En los últimos días se especula sobre la aparición de algún outsider que se convierta en candidato con posibilidades de ganar la presidencia en 2016. Estas elucubraciones ganan terreno en un contexto en el que los candidatos más aparentes son todos excandidatos de 2011 o 2006 (García, K. Fujimori, Flores, Toledo, Kuczynski, Castañeda y otros), y ninguno despierta grandes entusiasmos. A diferencia del outsider de 2006 y 2011, el hoy presidente Humala, ahora el ánimo no parece estar marcado por aspiraciones “refundacionales”; por ello, el outsider podría esta vez no ser antisistema.
La figura del outsider se ha naturalizado en la política peruana porque la política misma se ha vaciado de sentido. Solo partidos con cierta historia (APRA, PPC, AP, algunos sectores de izquierda, y luego el fujimorismo y Perú Posible después de ser gobierno), pueden decir que cuentan con un núcleo de militantes, cuadros y operadores capaces de mostrar una mínima coherencia; pero incluso ellos, en funciones de gobierno, han funcionado privilegiando la convocatoria a figuras independientes con agendas distintas a las partidarias, y han padecido de una clamorosa falta de operadores y liderazgos políticos capaces de implementar iniciativas gubernamentales. Todo lo cual lleva a algunos a pensar que no se necesita un partido para gobernar, y que gobernar es poco más que asumir la función de un head hunter eficaz. Mucho más si no se aspira a salir de los límites del modelo económico-político-institucional imperante, y las propuestas se ubican fundamentalmente en el terreno de los valores: honestidad, transparencia, sensibilidad, compromiso, decisión.
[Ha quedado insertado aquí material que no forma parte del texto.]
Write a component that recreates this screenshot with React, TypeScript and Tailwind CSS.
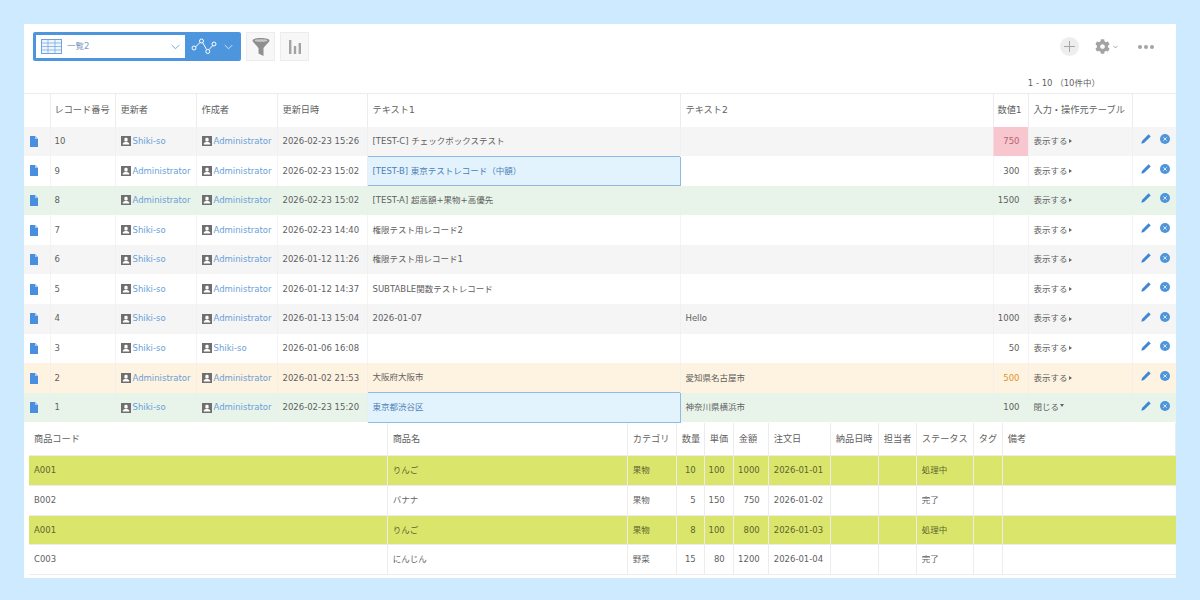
import { FaCog } from "react-icons/fa";

type Row = {
  no: string;
  updater: string;
  creator: string;
  date: string;
  text1: string;
  text2: string;
  num: string;
  toggle: string;
  rowBg: string;
  picked?: boolean;
  numClass?: string;
};

const rows: Row[] = [
  { no: "10", updater: "Shiki-so", creator: "Administrator", date: "2026-02-23 15:26", text1: "[TEST-C] チェックボックステスト", text2: "", num: "750", toggle: "表示する", rowBg: "bg-[#f5f5f5]", numClass: "bg-[#f8c6cf] text-[#b5636f]" },
  { no: "9", updater: "Administrator", creator: "Administrator", date: "2026-02-23 15:02", text1: "[TEST-B] 東京テストレコード（中額）", text2: "", num: "300", toggle: "表示する", rowBg: "bg-white", picked: true },
  { no: "8", updater: "Administrator", creator: "Administrator", date: "2026-02-23 15:02", text1: "[TEST-A] 超高額+果物+高優先", text2: "", num: "1500", toggle: "表示する", rowBg: "bg-[#e8f4ea]" },
  { no: "7", updater: "Shiki-so", creator: "Administrator", date: "2026-02-23 14:40", text1: "権限テスト用レコード2", text2: "", num: "", toggle: "表示する", rowBg: "bg-white" },
  { no: "6", updater: "Shiki-so", creator: "Administrator", date: "2026-01-12 11:26", text1: "権限テスト用レコード1", text2: "", num: "", toggle: "表示する", rowBg: "bg-[#f5f5f5]" },
  { no: "5", updater: "Shiki-so", creator: "Administrator", date: "2026-01-12 14:37", text1: "SUBTABLE関数テストレコード", text2: "", num: "", toggle: "表示する", rowBg: "bg-white" },
  { no: "4", updater: "Shiki-so", creator: "Administrator", date: "2026-01-13 15:04", text1: "2026-01-07", text2: "Hello", num: "1000", toggle: "表示する", rowBg: "bg-[#f5f5f5]" },
  { no: "3", updater: "Shiki-so", creator: "Shiki-so", date: "2026-01-06 16:08", text1: "", text2: "", num: "50", toggle: "表示する", rowBg: "bg-white" },
  { no: "2", updater: "Administrator", creator: "Administrator", date: "2026-01-02 21:53", text1: "大阪府大阪市", text2: "愛知県名古屋市", num: "500", toggle: "表示する", rowBg: "bg-[#fef2e0]", numClass: "text-[#e0952f]" },
  { no: "1", updater: "Shiki-so", creator: "Administrator", date: "2026-02-23 15:20", text1: "東京都渋谷区", text2: "神奈川県横浜市", num: "100", toggle: "閉じる", rowBg: "bg-[#e8f4ea]", picked: true },
];

const subRows = [
  { code: "A001", name: "りんご", cat: "果物", qty: "10", price: "100", amount: "1000", date: "2026-01-01", status: "処理中", lime: true },
  { code: "B002", name: "バナナ", cat: "果物", qty: "5", price: "150", amount: "750", date: "2026-01-02", status: "完了", lime: false },
  { code: "A001", name: "りんご", cat: "果物", qty: "8", price: "100", amount: "800", date: "2026-01-03", status: "処理中", lime: true },
  { code: "C003", name: "にんじん", cat: "野菜", qty: "15", price: "80", amount: "1200", date: "2026-01-04", status: "完了", lime: false },
];

const mainCols = [26, 65, 81, 81, 90, 313, 313, 35, 104, 44];
const subCols = [358, 240, 49, 28, 29, 35, 62, 48, 38, 57, 29, 173];

function TableIcon() {
  return (
    <svg width="21" height="15" viewBox="0 0 21 15" fill="none" stroke="#6ba5df" strokeWidth="1">
      <rect x="0.5" y="0.5" width="20" height="14" fill="#eef5fb" />
      <path d="M0.5 4h20M0.5 7.5h20M0.5 11h20M7 0.5v14M14 0.5v14" strokeWidth="0.7" />
    </svg>
  );
}

function GraphIcon() {
  return (
    <svg width="26" height="17" viewBox="0 0 26 17" fill="none" stroke="#fff" strokeWidth="1">
      <path d="M4.5 9 9.3 4.2M11.6 4.4 15.6 11.6M18 11.6 22 7.2" />
      <circle cx="3" cy="10" r="2" />
      <circle cx="10.5" cy="3" r="2" />
      <circle cx="16.8" cy="13.5" r="2" />
      <circle cx="23" cy="6" r="2" />
    </svg>
  );
}

function Chevron({ color }: { color: string }) {
  return (
    <svg width="9" height="6" viewBox="0 0 9 6" fill="none" stroke={color} strokeWidth="1">
      <path d="M0.7 1 4.5 4.8 8.3 1" />
    </svg>
  );
}

function FunnelIcon() {
  return (
    <svg width="18" height="18" viewBox="0 0 18 18">
      <path d="M0.5 2.5C0.5 1 4 0 9 0s8.500 1 8.500 2.500C17.500 4 15 5.500 11.500 10v8l-5-2.500V10C3 5.500 0.500 4 0.500 2.500Z" fill="#8f8f8f" />
      <ellipse cx="9" cy="2.500" rx="6.500" ry="1.300" fill="#c9c9c9" />
    </svg>
  );
}

function BarsIcon() {
  return (
    <svg width="12" height="14" viewBox="0 0 12 14" fill="#a3a3a3">
      <rect x="0" y="0" width="2.400" height="14" />
      <rect x="4.800" y="6" width="2.400" height="8" />
      <rect x="9.600" y="3" width="2.400" height="11" />
    </svg>
  );
}

function DocIcon() {
  return (
    <svg width="8" height="11" viewBox="0 0 8 11" className="block">
      <path d="M0 0h5l3 3v8H0Z" fill="#4a8fdf" />
      <path d="M5 0v3h3Z" fill="#a9cbf0" />
    </svg>
  );
}

function UserIcon() {
  return (
    <svg width="10" height="10" viewBox="0 0 10 10" className="shrink-0">
      <rect width="10" height="10" fill="#6f6f6f" />
      <rect x="3.400" y="1.800" width="3.200" height="3.600" rx="1.200" fill="#fff" />
      <path d="M1.800 8.500V7.300C2.500 6.300 3.800 6 5 6s2.500 0.300 3.200 1.300v1.200Z" fill="#fff" />
    </svg>
  );
}

function PencilIcon() {
  return (
    <svg width="10" height="10" viewBox="0 0 10 10" className="block">
      <path d="M7.600 0.300 9.700 2.400 3 9 0.300 9.700 1 7Z" fill="#3f87d6" />
    </svg>
  );
}

function CloseIcon() {
  return (
    <svg width="10" height="10" viewBox="0 0 10 10" className="block">
      <circle cx="5" cy="5" r="5" fill="#4d95dc" />
      <path d="M3.300 3.300 6.700 6.700M6.700 3.300 3.300 6.700" stroke="#dbe9f7" strokeWidth="1" />
    </svg>
  );
}

function UserLink({ name }: { name: string }) {
  return (
    <span className="flex items-center gap-[2px] whitespace-nowrap">
      <UserIcon />
      <span className="text-[#6a9fd8]">{name}</span>
    </span>
  );
}

function Toggle({ label }: { label: string }) {
  const open = label === "閉じる";
  return (
    <span className="flex items-center gap-px whitespace-nowrap">
      {label}
      {open ? (
        <svg width="4" height="4" viewBox="0 0 4 4" className="mb-[3px]"><path d="M0 0h4L2 3Z" fill="#666" /></svg>
      ) : (
        <svg width="4" height="4" viewBox="0 0 4 4"><path d="M0 0l3 2-3 2Z" fill="#666" /></svg>
      )}
    </span>
  );
}

export default function App() {
  return (
    <div className="h-[600px] w-[1200px] overflow-hidden bg-[#cdeafe] px-6 pt-6 text-[8.5px] text-[#5f5f5f] [font-family:'DejaVu_Sans','Noto_Sans_CJK_JP',sans-serif]">
      <div className="h-[554px] bg-white">
        <div className="flex items-start justify-between pl-[9px] pr-[22px] pt-2">
          <div className="flex gap-[5px]">
            <div className="flex h-[29px] w-[208px] rounded-[2px] bg-[#4d95dc] p-[3px] pr-0">
              <div className="flex w-[149px] items-center bg-white pl-[5px] pr-[5px]">
                <TableIcon />
                <span className="ml-[5px] flex-1 text-[#7a9cc4]">一覧2</span>
                <Chevron color="#7fa9d8" />
              </div>
              <div className="flex flex-1 items-center pl-[6px]">
                <GraphIcon />
                <span className="ml-[7px]"><Chevron color="#cfe2f6" /></span>
              </div>
            </div>
            <div className="flex h-[29px] w-[29px] items-center justify-center border border-[#ececec] bg-[#f7f7f7]">
              <FunnelIcon />
            </div>
            <div className="flex h-[29px] w-[29px] items-center justify-center border border-[#ececec] bg-[#f7f7f7]">
              <BarsIcon />
            </div>
          </div>
          <div className="flex items-center pt-[5px]">
            <div className="flex h-[19px] w-[19px] items-center justify-center rounded-full bg-[#eeeeee]">
              <svg width="11" height="11" viewBox="0 0 11 11" stroke="#a5a5a5" strokeWidth="1"><path d="M5.500 0v11M0 5.500h11" /></svg>
            </div>
            <FaCog className="ml-4 text-[#a3a3a3]" size={15} />
            <span className="ml-[3px] mr-px"><svg width="5" height="4" viewBox="0 0 5 4" fill="none" stroke="#999" strokeWidth="0.800"><path d="M0.500 0.800 2.500 3 4.500 0.800" /></svg></span>
            <div className="ml-[19px] flex gap-[2px]">
              <span className="h-[4px] w-[4px] rounded-full bg-[#a3a3a3]" />
              <span className="h-[4px] w-[4px] rounded-full bg-[#a3a3a3]" />
              <span className="h-[4px] w-[4px] rounded-full bg-[#a3a3a3]" />
            </div>
          </div>
        </div>

        <div className="flex h-[32px] items-end justify-end whitespace-pre pb-[3px] pr-[76px]">1 - 10 （10件中）</div>

        <table className="w-[1152px] table-fixed border-collapse">
          <colgroup>
            {mainCols.map((w, i) => (
              <col key={i} style={{ width: w }} />
            ))}
          </colgroup>
          <thead>
            <tr className="h-[33px] border-t border-[#ececec] text-left text-[9.2px]">
              <th className="border-r border-[#ececec]" />
              <th className="whitespace-nowrap border-r border-[#ececec] pl-[4px] font-normal">レコード番号</th>
              <th className="border-r border-[#ececec] pl-[5px] font-normal">更新者</th>
              <th className="border-r border-[#ececec] pl-[5px] font-normal">作成者</th>
              <th className="border-r border-[#ececec] pl-[5px] font-normal">更新日時</th>
              <th className="border-r border-[#ececec] pl-[5px] font-normal">テキスト1</th>
              <th className="border-r border-[#ececec] pl-[5px] font-normal">テキスト2</th>
              <th className="whitespace-nowrap border-r border-[#ececec] pl-[4px] font-normal">数値1</th>
              <th className="whitespace-nowrap border-r border-[#ececec] pl-[5px] font-normal">入力・操作元テーブル</th>
              <th />
            </tr>
          </thead>
          <tbody>
            {rows.map((r) => (
              <tr key={r.no} className={`h-[29.6px] ${r.rowBg}`}>
                <td className="border-r border-[#ececec]/60 pl-[6px]"><DocIcon /></td>
                <td className="border-r border-[#ececec]/60 pl-[4px]">{r.no}</td>
                <td className="border-r border-[#ececec]/60 pl-[5px]"><UserLink name={r.updater} /></td>
                <td className="border-r border-[#ececec]/60 pl-[5px]"><UserLink name={r.creator} /></td>
                <td className="whitespace-nowrap border-r border-[#ececec]/60 pl-[5px]">{r.date}</td>
                <td className={r.picked ? "border border-[#8fbbe3] bg-[#e2f3fd] pl-[5px] text-[#4f80b5]" : "border-r border-[#ececec]/60 pl-[5px]"}>{r.text1}</td>
                <td className="border-r border-[#ececec]/60 pl-[5px]">{r.text2}</td>
                <td className={`border-r border-[#ececec]/60 pr-[8px] text-right ${r.numClass ?? ""}`}>{r.num}</td>
                <td className="border-r border-[#ececec]/60 pl-[5px]"><Toggle label={r.toggle} /></td>
                <td>
                  <div className="flex items-center gap-[9px] pb-[4px] pl-[8px]">
                    <PencilIcon />
                    <CloseIcon />
                  </div>
                </td>
              </tr>
            ))}
          </tbody>
        </table>

        <div className="pl-[5px]">
          <table className="w-[1147px] table-fixed border-collapse border-b border-[#ececec]">
            <colgroup>
              {subCols.map((w, i) => (
                <col key={i} style={{ width: w }} />
              ))}
            </colgroup>
            <thead>
              <tr className="h-[33px] text-left text-[9.2px] [&>th]:border-r [&>th]:border-[#ececec] [&>th]:pl-[5px] [&>th]:font-normal [&>th]:whitespace-nowrap">
                <th>商品コード</th>
                <th>商品名</th>
                <th>カテゴリ</th>
                <th>数量</th>
                <th>単価</th>
                <th>金額</th>
                <th>注文日</th>
                <th>納品日時</th>
                <th>担当者</th>
                <th>ステータス</th>
                <th>タグ</th>
                <th>備考</th>
              </tr>
            </thead>
            <tbody>
              {subRows.map((r, i) => (
                <tr key={i} className={`h-[29.6px] border-t border-[#ececec] ${r.lime ? "bg-[#d9e66b] text-[#5f6430]" : "bg-white"}`}>
                  <td className="border-r border-[#ececec] pl-[5px]">{r.code}</td>
                  <td className="border-r border-[#ececec] pl-[5px]">{r.name}</td>
                  <td className="border-r border-[#ececec] pl-[5px]">{r.cat}</td>
                  <td className="border-r border-[#ececec] pr-[8px] text-right">{r.qty}</td>
                  <td className="border-r border-[#ececec] pr-[8px] text-right">{r.price}</td>
                  <td className="border-r border-[#ececec] pr-[8px] text-right">{r.amount}</td>
                  <td className="whitespace-nowrap border-r border-[#ececec] pl-[5px]">{r.date}</td>
                  <td className="border-r border-[#ececec]" />
                  <td className="border-r border-[#ececec]" />
                  <td className="border-r border-[#ececec] pl-[5px]">{r.status}</td>
                  <td className="border-r border-[#ececec]" />
                  <td />
                </tr>
              ))}
            </tbody>
          </table>
        </div>
      </div>
    </div>
  );
}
Sin embargo, la aspiración de crear un movimiento político lleno de personas honestas y bien intencionadas, y la creencia de que eso sería suficiente para gobernar bien no es más que una ilusión, y de eso deberían tomar nota los aspirantes a outsiders si no quieren convertirse rápidamente en la encarnación de aquello que hoy creen rechazar. Gobernar requiere, tarde o temprano, recurrir a personas con experiencia, y todos los que la tienen la adquirieron en alguno de los gobiernos anteriores o en algunos de los partidos vilipendiados; requiere también de operadores políticos más allá de técnicos independientes, si no se quiere caer en la inoperancia; y abrir esas puertas implica casi fatalmente dejar espacios por donde se colarán personajes con intereses personalistas (los López Meneses del mañana, que son los Almeydas o Quimpers de hoy). Así, el outsider está atrapado entre la “limpieza” y renovación que lleva a la parálisis y a la ineficiencia, y el riesgo de ser cooptado por viejas estructuras, que le quitan su novedad.
Frente a esto, los outsiders tienen exactamente la misma tarea que los partidos: organizarse con tiempo, asumir la tarea en serio, no improvisar. El problema es que la lógica de las campañas electorales (mientras más corta mejor) va en contra de la lógica del buen gobierno.